"""

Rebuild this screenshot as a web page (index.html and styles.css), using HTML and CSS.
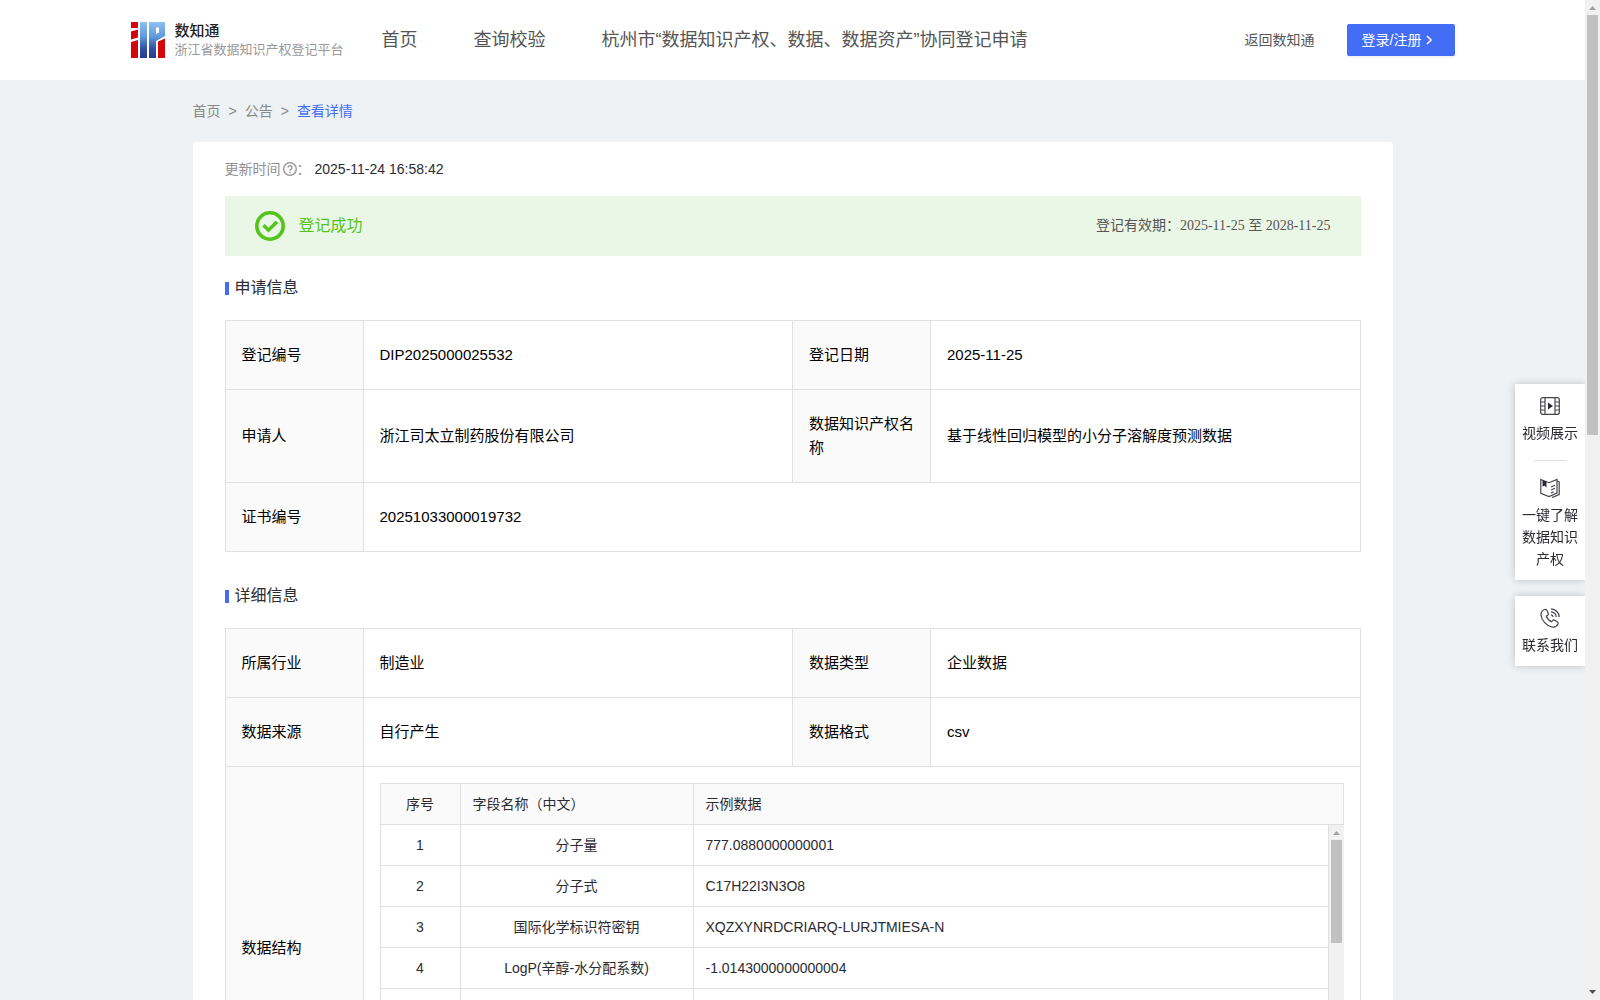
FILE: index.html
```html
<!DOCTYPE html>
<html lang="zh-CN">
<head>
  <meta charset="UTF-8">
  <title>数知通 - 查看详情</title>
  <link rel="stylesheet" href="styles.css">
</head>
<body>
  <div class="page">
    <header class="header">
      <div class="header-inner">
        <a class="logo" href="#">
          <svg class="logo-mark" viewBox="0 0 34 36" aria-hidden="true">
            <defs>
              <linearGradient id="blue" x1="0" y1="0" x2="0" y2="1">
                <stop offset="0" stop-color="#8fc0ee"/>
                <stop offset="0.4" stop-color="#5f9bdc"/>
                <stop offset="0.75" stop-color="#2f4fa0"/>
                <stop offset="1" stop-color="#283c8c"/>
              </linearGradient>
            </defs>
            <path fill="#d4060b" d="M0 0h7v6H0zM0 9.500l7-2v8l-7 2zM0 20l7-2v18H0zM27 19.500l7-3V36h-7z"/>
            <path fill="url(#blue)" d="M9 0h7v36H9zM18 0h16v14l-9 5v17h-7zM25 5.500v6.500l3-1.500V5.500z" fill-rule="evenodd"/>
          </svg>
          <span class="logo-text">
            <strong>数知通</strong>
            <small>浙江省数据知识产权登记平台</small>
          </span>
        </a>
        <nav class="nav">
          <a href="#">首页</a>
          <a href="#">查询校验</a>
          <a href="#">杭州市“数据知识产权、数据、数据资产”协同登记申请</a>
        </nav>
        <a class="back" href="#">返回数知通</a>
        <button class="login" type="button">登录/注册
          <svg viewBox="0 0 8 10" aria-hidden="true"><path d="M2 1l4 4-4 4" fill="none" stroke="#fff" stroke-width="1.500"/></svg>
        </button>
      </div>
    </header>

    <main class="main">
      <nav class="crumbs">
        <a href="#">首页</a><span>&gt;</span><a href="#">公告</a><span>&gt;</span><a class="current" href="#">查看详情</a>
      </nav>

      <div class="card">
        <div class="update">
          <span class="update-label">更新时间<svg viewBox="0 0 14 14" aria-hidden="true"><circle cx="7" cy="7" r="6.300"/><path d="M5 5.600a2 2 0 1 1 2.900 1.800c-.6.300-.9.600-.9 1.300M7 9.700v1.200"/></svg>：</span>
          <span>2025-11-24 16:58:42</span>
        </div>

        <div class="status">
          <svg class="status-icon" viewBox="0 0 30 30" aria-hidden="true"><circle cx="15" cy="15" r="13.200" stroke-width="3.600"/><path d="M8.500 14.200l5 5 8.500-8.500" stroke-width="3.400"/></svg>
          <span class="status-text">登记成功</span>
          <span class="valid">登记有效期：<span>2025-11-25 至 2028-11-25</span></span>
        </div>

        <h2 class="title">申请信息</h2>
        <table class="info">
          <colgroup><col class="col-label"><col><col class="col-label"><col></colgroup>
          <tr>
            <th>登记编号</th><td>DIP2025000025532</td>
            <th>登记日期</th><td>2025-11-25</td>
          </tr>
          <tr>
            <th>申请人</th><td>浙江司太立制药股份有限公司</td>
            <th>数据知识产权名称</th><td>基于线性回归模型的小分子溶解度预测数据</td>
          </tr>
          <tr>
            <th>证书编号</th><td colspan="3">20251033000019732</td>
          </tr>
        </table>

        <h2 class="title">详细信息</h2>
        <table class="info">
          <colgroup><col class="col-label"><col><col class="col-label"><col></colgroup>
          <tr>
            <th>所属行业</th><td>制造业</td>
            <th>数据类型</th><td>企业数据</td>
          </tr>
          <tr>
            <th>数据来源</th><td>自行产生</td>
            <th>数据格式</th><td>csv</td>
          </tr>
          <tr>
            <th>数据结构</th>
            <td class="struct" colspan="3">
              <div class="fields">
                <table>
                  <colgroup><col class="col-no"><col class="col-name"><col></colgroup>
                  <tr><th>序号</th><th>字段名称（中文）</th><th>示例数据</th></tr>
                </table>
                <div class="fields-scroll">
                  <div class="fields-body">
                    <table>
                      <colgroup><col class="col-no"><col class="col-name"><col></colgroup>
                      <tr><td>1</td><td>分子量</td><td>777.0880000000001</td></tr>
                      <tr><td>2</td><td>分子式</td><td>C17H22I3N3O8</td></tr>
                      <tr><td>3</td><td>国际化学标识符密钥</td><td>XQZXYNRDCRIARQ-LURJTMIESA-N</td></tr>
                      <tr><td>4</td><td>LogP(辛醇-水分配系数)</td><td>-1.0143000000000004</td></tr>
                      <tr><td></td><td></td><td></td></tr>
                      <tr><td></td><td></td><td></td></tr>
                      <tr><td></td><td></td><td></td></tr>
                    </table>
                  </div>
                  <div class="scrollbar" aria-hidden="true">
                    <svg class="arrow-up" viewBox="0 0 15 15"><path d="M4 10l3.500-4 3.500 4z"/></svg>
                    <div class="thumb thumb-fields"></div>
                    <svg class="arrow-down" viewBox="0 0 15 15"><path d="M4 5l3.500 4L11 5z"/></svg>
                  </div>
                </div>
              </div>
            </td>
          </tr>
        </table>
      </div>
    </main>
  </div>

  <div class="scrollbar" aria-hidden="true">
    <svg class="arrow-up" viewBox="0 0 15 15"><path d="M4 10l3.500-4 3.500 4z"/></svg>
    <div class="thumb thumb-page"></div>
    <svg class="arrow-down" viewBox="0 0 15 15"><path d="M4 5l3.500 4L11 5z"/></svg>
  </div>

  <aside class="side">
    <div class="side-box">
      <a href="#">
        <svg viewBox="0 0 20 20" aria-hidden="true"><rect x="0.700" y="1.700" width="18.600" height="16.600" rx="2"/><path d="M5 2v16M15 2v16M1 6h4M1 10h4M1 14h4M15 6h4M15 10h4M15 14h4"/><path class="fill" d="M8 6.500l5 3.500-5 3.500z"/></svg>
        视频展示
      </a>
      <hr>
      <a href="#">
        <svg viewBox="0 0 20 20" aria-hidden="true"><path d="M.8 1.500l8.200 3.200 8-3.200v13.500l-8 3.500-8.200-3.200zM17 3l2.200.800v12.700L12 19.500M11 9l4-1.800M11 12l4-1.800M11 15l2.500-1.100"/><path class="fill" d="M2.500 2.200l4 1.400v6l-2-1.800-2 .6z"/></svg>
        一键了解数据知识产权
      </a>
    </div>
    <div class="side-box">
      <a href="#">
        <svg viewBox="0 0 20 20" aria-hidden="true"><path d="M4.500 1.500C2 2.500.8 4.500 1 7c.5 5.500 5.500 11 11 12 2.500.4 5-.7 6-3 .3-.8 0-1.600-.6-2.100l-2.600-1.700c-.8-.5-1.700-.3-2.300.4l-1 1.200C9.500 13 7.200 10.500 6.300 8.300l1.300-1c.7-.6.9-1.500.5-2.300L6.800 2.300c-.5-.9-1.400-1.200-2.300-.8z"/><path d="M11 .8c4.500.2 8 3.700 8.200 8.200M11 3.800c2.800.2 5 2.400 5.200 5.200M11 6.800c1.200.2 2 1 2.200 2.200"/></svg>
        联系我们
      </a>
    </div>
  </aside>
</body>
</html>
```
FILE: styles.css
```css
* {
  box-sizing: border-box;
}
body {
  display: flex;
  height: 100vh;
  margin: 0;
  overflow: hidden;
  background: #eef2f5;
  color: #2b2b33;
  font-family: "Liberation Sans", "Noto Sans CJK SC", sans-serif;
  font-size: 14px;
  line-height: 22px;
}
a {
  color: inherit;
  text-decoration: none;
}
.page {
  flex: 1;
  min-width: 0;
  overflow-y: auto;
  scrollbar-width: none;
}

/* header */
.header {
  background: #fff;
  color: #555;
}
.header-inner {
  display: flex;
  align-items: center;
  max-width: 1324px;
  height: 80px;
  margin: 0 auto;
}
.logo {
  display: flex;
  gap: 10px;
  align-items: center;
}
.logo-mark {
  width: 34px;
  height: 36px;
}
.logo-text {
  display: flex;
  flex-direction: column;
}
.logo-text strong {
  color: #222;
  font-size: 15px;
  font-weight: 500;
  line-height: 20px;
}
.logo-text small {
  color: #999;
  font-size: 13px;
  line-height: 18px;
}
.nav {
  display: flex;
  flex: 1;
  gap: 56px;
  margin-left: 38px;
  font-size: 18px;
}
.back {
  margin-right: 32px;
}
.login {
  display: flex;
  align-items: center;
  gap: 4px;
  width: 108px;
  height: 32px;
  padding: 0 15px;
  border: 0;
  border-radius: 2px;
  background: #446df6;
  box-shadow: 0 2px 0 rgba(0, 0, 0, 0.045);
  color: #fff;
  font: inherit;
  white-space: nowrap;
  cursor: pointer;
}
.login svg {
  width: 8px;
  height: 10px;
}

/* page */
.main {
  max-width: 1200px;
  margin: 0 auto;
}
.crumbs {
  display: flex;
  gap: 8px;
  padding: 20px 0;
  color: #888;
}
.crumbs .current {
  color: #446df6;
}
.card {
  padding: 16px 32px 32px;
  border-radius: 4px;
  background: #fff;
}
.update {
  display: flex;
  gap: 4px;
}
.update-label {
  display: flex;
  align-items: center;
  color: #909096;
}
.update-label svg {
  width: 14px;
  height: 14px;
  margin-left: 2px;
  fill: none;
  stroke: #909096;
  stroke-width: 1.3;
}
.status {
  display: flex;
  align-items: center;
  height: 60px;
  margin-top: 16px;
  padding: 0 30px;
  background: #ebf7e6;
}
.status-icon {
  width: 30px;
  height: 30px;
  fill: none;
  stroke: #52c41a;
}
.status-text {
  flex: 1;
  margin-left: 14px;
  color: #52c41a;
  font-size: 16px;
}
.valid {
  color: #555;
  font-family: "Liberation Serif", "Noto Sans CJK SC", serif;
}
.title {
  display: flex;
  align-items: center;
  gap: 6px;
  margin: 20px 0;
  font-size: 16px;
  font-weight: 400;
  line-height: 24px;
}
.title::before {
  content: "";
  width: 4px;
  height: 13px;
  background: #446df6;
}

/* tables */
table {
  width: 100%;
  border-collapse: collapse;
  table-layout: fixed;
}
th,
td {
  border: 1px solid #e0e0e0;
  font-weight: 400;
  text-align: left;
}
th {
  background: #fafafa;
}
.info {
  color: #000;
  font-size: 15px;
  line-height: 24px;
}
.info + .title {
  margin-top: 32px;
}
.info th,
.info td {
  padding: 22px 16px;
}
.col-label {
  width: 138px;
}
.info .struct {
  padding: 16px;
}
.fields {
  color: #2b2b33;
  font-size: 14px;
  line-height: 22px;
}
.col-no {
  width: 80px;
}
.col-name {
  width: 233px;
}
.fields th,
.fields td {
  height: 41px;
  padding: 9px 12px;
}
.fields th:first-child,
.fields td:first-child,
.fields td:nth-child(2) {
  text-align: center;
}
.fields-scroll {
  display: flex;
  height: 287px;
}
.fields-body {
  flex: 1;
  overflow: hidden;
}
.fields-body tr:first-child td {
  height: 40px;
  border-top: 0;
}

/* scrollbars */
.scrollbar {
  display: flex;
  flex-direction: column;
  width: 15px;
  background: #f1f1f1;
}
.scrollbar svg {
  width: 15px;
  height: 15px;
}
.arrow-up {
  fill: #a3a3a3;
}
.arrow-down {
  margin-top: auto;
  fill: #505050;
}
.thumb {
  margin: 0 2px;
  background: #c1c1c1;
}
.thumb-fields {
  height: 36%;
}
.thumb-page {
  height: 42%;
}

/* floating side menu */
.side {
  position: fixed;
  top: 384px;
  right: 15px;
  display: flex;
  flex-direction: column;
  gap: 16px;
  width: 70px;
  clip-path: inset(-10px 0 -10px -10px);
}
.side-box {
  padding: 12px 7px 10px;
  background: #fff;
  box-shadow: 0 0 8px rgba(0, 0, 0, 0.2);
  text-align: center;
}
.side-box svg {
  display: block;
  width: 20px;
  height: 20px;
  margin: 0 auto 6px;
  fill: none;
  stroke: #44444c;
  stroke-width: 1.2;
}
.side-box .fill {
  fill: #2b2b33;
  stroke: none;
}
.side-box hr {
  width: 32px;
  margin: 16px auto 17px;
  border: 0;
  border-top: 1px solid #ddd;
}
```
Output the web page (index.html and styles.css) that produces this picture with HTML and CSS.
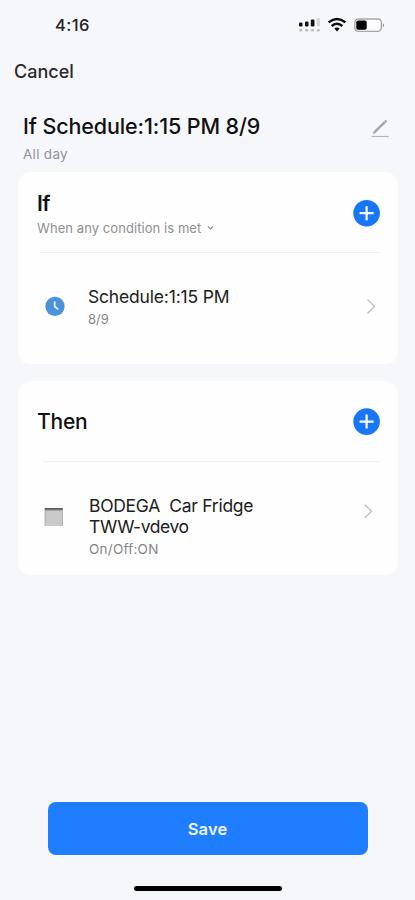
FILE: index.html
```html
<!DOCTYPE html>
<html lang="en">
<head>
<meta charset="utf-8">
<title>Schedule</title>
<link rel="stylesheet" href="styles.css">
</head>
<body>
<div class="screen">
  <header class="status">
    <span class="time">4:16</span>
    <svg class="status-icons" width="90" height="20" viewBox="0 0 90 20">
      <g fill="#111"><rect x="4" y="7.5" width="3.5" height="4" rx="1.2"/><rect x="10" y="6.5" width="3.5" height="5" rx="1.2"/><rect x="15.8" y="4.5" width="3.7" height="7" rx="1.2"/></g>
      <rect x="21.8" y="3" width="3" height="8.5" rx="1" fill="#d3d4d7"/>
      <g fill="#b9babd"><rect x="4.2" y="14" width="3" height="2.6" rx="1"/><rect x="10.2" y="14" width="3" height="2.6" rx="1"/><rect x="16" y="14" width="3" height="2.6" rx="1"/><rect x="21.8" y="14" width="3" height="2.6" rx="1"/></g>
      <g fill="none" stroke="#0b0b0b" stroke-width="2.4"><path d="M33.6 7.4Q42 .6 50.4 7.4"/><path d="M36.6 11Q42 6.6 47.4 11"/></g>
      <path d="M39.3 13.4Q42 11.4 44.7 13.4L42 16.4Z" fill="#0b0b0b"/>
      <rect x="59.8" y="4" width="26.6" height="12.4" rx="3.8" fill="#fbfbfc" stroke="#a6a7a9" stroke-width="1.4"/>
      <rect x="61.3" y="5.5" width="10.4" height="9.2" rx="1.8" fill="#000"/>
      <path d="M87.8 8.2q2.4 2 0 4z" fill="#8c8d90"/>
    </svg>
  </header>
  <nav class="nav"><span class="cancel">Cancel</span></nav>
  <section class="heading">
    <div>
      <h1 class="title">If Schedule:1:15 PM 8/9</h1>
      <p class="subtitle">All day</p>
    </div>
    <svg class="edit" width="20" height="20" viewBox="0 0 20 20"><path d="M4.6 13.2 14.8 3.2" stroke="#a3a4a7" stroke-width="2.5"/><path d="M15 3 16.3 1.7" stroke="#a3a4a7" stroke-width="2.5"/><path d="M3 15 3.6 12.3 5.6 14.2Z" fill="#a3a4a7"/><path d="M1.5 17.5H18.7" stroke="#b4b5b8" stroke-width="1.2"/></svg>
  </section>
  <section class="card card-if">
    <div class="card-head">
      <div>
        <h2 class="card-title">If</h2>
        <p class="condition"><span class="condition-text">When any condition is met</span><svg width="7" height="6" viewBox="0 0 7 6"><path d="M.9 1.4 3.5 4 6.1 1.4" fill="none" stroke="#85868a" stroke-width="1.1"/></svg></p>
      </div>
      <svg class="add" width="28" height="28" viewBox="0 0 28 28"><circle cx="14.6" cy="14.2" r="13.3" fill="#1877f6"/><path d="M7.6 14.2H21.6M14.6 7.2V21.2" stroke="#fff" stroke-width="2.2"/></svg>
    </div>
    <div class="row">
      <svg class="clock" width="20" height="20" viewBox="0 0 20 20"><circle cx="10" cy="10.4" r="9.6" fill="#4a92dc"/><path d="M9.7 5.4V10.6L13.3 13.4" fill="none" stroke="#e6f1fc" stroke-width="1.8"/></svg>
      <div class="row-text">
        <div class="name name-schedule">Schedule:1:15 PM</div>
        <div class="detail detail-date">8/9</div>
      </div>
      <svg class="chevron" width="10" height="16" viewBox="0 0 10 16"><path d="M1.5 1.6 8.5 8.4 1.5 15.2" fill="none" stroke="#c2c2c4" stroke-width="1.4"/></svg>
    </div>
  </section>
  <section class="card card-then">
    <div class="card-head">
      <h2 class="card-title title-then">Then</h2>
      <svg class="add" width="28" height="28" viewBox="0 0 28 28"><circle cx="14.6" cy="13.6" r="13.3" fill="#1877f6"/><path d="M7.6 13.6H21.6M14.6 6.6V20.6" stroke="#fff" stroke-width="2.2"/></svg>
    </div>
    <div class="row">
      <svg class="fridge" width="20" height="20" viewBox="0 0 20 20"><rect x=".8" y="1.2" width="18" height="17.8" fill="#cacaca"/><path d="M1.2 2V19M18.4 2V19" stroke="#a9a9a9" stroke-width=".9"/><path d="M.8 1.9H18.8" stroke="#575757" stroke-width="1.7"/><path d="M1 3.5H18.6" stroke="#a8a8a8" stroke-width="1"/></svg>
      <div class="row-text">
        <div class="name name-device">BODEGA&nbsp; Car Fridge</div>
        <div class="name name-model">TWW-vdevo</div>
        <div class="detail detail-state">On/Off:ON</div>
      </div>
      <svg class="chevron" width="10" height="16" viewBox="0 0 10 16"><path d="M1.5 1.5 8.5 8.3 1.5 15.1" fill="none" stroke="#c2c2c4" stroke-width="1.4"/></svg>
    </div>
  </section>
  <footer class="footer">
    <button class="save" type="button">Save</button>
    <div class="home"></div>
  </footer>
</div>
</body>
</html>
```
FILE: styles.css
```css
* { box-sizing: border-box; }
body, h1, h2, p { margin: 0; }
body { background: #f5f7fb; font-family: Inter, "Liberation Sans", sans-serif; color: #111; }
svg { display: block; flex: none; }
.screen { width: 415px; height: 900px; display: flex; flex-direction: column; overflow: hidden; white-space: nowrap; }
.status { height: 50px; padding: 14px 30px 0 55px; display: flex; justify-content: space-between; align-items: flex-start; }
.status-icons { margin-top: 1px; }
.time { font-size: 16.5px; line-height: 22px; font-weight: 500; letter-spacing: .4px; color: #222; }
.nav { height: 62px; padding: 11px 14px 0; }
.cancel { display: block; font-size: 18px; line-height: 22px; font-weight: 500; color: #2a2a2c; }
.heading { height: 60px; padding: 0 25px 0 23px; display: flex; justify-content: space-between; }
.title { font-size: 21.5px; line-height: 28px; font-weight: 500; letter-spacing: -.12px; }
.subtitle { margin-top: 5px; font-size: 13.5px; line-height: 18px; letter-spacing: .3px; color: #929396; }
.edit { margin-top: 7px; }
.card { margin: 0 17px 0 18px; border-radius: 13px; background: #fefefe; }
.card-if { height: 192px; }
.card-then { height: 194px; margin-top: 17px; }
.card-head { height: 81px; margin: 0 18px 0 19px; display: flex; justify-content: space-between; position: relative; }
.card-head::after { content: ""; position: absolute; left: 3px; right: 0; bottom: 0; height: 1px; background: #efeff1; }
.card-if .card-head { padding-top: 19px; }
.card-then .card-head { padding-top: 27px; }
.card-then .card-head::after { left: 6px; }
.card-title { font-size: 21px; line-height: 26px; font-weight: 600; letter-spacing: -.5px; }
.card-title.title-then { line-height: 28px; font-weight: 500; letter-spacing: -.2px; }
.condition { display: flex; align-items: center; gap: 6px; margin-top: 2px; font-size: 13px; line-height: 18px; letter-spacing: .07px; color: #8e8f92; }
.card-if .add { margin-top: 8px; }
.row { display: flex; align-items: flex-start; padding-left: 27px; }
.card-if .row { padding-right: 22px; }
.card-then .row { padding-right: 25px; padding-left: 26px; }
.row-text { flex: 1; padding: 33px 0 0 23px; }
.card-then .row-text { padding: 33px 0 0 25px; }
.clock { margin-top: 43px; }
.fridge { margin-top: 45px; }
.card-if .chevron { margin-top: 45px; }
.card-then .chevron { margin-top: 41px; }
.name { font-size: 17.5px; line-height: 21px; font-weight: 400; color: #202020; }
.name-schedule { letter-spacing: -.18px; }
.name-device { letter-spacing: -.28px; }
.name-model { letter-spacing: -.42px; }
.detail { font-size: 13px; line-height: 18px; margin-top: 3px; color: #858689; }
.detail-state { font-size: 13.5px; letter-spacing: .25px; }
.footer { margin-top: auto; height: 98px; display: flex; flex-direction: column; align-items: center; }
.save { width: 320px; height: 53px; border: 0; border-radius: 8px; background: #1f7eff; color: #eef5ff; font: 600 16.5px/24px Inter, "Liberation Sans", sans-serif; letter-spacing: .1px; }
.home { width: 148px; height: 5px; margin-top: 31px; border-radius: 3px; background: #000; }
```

"""

**TASK GOAL:**
Look over the material above and show each line where "index" appears.

**EXERCISE SOLUTION:**
Rebuild this screenshot as a web page (index.html and styles.css), using HTML and CSS.
FILE: index.html
Output the web page (index.html and styles.css) that produces this picture with HTML and CSS.
FILE: index.html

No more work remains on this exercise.